-- STATED EXERCISE --
Single out the lines that include the word "index". Copy them.

----- STORED RECORDS

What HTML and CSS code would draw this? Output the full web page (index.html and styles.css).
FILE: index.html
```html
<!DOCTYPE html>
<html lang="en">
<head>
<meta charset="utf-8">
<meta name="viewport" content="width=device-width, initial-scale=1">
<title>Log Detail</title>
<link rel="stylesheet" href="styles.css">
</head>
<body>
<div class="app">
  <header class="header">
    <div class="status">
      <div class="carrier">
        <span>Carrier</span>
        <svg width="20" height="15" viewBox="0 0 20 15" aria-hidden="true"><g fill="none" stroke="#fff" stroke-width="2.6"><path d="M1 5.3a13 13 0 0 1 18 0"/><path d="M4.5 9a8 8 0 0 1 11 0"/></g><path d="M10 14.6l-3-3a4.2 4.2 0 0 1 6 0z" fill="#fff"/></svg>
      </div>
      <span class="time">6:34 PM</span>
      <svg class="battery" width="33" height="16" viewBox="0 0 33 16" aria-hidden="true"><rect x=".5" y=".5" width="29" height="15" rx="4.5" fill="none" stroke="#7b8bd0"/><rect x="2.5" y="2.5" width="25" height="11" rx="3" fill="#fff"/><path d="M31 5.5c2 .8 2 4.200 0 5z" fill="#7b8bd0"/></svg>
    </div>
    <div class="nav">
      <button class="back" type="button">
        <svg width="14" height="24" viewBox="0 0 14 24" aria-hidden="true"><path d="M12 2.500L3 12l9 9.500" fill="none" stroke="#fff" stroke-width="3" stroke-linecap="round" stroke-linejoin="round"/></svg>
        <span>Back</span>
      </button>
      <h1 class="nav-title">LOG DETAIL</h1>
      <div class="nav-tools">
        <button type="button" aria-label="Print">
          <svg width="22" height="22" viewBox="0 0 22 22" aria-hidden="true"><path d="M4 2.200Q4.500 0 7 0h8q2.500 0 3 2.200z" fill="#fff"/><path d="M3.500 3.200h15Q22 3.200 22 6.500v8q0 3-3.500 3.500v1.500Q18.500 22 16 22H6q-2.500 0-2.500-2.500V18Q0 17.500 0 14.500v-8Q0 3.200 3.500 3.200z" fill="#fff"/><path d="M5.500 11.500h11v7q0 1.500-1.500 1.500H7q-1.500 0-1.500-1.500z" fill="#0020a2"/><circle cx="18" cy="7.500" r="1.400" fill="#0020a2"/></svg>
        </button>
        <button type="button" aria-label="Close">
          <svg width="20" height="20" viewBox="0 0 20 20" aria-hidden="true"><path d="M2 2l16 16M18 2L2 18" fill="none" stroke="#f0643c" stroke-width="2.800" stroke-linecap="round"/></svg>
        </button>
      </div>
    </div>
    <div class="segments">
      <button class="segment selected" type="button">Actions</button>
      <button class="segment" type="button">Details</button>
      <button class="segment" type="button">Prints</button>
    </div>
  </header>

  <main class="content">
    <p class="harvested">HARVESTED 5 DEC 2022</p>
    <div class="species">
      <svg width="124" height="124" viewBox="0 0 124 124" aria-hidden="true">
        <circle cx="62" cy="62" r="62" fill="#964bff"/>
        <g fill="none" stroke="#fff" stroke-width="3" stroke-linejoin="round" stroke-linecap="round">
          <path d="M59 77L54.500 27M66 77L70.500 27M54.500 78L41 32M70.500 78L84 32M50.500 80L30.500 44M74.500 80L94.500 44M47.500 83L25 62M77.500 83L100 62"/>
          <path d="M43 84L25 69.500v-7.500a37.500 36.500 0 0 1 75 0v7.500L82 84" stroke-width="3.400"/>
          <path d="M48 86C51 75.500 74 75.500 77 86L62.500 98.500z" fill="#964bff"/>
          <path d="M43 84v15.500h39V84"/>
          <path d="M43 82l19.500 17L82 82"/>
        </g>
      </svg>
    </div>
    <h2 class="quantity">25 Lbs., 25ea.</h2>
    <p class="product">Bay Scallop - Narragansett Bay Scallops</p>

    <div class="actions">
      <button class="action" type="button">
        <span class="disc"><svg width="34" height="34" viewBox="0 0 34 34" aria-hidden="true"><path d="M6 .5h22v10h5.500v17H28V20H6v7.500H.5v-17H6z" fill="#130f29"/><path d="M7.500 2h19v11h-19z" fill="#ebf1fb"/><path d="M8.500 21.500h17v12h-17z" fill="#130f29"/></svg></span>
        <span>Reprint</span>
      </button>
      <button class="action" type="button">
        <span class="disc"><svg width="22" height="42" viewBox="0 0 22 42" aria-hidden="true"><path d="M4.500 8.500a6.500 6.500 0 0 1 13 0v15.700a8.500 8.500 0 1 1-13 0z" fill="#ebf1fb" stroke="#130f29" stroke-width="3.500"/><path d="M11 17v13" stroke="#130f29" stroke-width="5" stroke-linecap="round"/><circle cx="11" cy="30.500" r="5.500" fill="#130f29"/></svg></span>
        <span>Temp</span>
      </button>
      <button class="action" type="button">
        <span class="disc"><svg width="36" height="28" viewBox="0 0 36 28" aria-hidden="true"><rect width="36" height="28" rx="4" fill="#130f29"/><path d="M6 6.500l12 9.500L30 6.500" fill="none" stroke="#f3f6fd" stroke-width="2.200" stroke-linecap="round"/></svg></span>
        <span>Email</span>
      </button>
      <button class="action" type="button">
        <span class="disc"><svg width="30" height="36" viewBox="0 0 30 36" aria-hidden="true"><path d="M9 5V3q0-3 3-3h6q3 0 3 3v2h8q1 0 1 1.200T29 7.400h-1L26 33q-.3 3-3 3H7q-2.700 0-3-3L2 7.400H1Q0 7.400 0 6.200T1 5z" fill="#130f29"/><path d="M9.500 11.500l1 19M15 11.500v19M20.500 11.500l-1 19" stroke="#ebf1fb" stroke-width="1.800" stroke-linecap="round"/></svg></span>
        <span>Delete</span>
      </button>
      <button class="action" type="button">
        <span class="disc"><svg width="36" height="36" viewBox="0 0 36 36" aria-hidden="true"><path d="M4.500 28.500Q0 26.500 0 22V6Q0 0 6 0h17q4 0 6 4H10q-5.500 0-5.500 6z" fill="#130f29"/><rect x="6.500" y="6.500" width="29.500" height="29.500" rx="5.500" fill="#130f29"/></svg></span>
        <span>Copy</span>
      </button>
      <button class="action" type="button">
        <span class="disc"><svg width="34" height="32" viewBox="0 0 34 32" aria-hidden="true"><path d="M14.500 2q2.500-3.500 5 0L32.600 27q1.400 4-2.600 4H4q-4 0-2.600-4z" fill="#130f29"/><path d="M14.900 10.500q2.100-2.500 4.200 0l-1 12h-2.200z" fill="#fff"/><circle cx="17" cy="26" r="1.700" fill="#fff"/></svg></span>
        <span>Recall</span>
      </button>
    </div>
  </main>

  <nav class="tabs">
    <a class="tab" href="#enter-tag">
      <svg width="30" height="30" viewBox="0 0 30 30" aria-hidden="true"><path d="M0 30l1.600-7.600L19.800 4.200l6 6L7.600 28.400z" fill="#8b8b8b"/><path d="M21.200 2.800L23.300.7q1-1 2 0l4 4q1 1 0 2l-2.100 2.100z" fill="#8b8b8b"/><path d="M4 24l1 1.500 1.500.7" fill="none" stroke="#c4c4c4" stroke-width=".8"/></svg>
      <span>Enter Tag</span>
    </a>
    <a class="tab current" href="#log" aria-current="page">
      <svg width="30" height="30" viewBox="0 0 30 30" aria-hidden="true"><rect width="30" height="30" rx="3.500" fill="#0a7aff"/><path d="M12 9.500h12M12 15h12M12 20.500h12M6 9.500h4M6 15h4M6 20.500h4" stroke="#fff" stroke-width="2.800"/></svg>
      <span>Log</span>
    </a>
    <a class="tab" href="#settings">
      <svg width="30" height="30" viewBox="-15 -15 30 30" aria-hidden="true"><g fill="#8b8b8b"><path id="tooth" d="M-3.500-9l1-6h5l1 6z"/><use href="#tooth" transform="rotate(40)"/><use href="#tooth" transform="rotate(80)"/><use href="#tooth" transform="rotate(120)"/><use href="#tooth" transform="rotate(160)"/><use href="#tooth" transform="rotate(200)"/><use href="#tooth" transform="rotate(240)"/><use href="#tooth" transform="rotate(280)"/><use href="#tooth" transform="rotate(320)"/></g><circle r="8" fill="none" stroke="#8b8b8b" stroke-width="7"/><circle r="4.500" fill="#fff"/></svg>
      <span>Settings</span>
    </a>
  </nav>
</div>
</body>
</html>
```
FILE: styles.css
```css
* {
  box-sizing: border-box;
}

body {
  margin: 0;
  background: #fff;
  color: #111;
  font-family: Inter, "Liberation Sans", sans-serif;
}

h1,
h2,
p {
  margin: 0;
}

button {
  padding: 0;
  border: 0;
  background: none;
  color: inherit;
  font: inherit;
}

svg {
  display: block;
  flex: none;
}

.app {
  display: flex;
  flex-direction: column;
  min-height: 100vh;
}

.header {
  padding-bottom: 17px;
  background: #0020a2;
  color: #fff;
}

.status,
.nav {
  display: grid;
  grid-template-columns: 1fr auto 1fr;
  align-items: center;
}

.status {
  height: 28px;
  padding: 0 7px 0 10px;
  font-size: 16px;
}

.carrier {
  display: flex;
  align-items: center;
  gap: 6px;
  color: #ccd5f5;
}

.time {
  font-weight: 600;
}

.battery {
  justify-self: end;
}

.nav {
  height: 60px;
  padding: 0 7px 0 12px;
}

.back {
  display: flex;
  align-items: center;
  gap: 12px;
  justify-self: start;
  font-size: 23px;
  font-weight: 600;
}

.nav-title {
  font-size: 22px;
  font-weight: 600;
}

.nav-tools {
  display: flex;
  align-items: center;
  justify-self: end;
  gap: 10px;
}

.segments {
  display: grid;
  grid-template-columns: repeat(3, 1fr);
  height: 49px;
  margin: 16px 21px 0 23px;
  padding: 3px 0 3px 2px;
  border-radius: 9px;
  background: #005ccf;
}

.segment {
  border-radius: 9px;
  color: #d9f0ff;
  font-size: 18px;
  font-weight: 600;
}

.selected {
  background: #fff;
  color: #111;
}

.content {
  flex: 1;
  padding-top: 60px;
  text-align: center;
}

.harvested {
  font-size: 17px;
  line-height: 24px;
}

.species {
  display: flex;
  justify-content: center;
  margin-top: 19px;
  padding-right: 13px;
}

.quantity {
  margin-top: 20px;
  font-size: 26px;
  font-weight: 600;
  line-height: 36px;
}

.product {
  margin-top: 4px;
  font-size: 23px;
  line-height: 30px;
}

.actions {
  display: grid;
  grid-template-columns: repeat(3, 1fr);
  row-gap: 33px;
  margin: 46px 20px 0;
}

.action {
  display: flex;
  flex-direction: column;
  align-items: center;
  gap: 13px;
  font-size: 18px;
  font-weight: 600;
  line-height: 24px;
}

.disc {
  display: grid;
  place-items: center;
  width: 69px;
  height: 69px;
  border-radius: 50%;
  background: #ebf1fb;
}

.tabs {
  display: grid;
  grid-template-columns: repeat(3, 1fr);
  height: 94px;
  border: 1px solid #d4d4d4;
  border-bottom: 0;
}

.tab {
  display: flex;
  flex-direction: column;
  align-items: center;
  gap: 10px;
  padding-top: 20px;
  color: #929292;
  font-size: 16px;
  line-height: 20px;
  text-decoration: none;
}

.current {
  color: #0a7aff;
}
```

----------
----- STORED RECORDS

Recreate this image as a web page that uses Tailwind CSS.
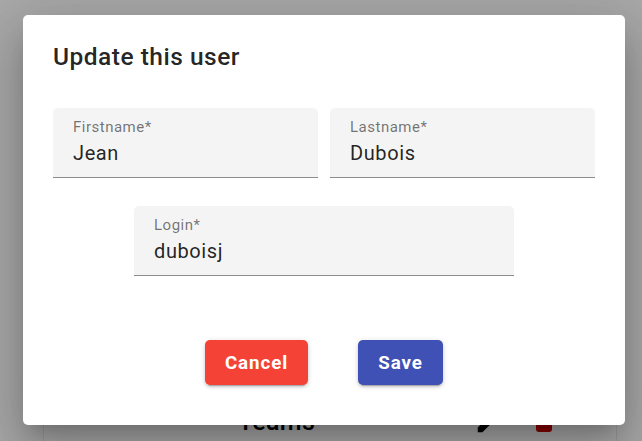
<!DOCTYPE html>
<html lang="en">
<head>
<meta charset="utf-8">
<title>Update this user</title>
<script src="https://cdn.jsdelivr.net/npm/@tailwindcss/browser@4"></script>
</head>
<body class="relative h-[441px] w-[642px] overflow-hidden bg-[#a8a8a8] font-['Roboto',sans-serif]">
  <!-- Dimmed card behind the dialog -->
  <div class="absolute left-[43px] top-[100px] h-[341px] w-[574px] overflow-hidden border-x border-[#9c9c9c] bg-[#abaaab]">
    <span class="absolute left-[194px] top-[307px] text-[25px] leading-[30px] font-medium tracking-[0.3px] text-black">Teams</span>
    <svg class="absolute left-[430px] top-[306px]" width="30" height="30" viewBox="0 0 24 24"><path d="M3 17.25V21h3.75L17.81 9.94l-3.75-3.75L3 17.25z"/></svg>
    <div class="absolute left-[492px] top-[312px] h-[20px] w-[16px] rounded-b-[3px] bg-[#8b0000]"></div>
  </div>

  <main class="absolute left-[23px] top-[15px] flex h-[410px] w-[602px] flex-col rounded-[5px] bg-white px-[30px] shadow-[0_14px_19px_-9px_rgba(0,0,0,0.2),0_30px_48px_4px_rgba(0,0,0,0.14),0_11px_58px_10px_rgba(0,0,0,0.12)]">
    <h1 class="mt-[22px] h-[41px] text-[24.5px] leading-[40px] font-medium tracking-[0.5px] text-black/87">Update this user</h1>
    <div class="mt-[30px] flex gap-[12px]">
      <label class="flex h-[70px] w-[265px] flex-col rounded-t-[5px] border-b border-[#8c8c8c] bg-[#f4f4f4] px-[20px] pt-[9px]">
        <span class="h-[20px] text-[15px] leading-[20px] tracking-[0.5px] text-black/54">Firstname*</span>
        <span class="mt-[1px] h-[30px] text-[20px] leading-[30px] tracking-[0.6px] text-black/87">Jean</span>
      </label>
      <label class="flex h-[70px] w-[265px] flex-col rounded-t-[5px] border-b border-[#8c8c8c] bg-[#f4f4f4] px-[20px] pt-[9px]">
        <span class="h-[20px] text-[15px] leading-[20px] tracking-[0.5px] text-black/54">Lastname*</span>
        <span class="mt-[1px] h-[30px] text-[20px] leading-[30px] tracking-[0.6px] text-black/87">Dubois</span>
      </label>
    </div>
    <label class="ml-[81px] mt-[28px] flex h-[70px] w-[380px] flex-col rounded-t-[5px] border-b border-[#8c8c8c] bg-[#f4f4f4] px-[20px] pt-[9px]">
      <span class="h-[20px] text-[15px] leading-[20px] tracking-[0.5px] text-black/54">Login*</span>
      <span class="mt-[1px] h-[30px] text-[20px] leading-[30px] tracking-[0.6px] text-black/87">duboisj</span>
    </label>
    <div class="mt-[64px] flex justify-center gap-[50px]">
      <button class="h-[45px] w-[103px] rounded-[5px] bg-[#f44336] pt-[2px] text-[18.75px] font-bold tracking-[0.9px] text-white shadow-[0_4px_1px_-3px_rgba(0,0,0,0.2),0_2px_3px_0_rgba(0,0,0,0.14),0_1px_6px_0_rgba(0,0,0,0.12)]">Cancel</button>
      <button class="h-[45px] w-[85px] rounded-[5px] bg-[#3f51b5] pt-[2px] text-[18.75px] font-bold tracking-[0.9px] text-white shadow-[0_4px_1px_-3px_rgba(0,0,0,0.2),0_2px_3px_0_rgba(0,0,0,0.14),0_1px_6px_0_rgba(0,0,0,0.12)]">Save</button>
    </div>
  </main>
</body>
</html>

----------

-- SOLUTION --
What HTML and CSS code would draw this? Output the full web page (index.html and styles.css).
FILE: index.html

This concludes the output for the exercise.